If the Iron Curtain had fomented intellectual separation between the region’s scholars for much of the twentieth century, the 1990s witnessed a new era of parallelism between the art histories of the Baltic Sea Region. As scholars in Estonia, Latvia, and Lithuania (and later Russia) strove to reintegrate themselves into European narratives, it became popular in Scandinavia and Poland to assert the distinction of individual nation’s traditions from mainstream Europe (especially France). One cluster of scholars increasingly looked inwards, while the other was eager to look outwards; thus, these groups missed one another. These tendencies slowly crystallized into disciplinary dogma, codified through museum displays, art exhibitions, and academic scholarship. In making these choices, scholars and curators across the region prioritized outside validation, seeking to establish value and prominence by displaying artworks in prestigious art museums in Paris, London, Vienna, and New York. Throughout the 2000s, museum curators from Russia, Scandinavia, and Poland could boast an impressive roster of elite Western European museums that featured large-scale exhibitions of nineteenth-century art from these areas. By contrast, it was not before 2018 that the first large survey of Baltic art to take place in Western Europe opened, in Paris. Under the title of “Wild Souls,” French curators explicitly described the Baltic countries as an art historical Terra Incognita awaiting discovery. In doing so, they framed their decision to feature Baltic art in France as a civilizing mission, harking back to centuries-old colonial stereotypes of backwardness, as well as an enduring discriminatory discourse about Eastern European immigrants, which dates back to the 2004 enlargement of the European Union. For so many of our esteemed colleagues in the Baltic States, this 2018 exhibition and its accompanying catalogue were bittersweet. The project granted long-desired and unprecedented international exposure, yet under the lens of an ephemeral exotic curiosity, rather than as an independent intellectual endeavor ripe for continued collaboration.

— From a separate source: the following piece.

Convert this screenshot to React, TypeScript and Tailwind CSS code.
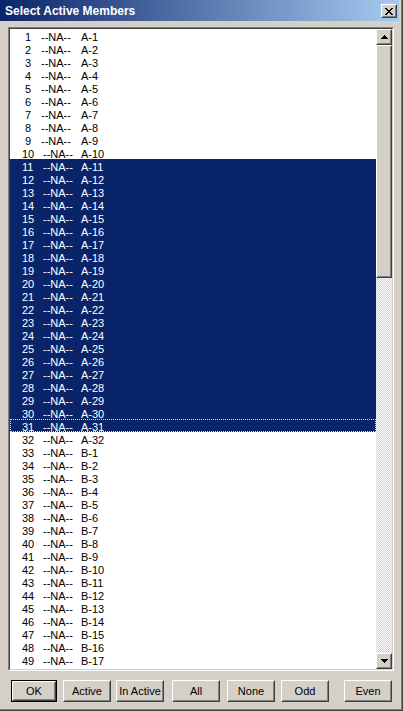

Within this historiographical milieu, we also understand our volume in political terms. Working towards restoring the region’s own cultural interactions, we see our collaboration as an opportunity to revive the lively debates and possibilities that once glimmered on the horizon in the 1990s. By revealing the realities of transnational exchanges across the Baltic Sea Region through art and visual culture—media that play a direct role in the negotiation of “soft power” in the form of travelling art exhibitions—we aim to provide explicit evidence that dispels the enduring stereotypes and discrimination that still inform lived experience across the region.

Conflicts of Interest

The authors declare no conflict of interest.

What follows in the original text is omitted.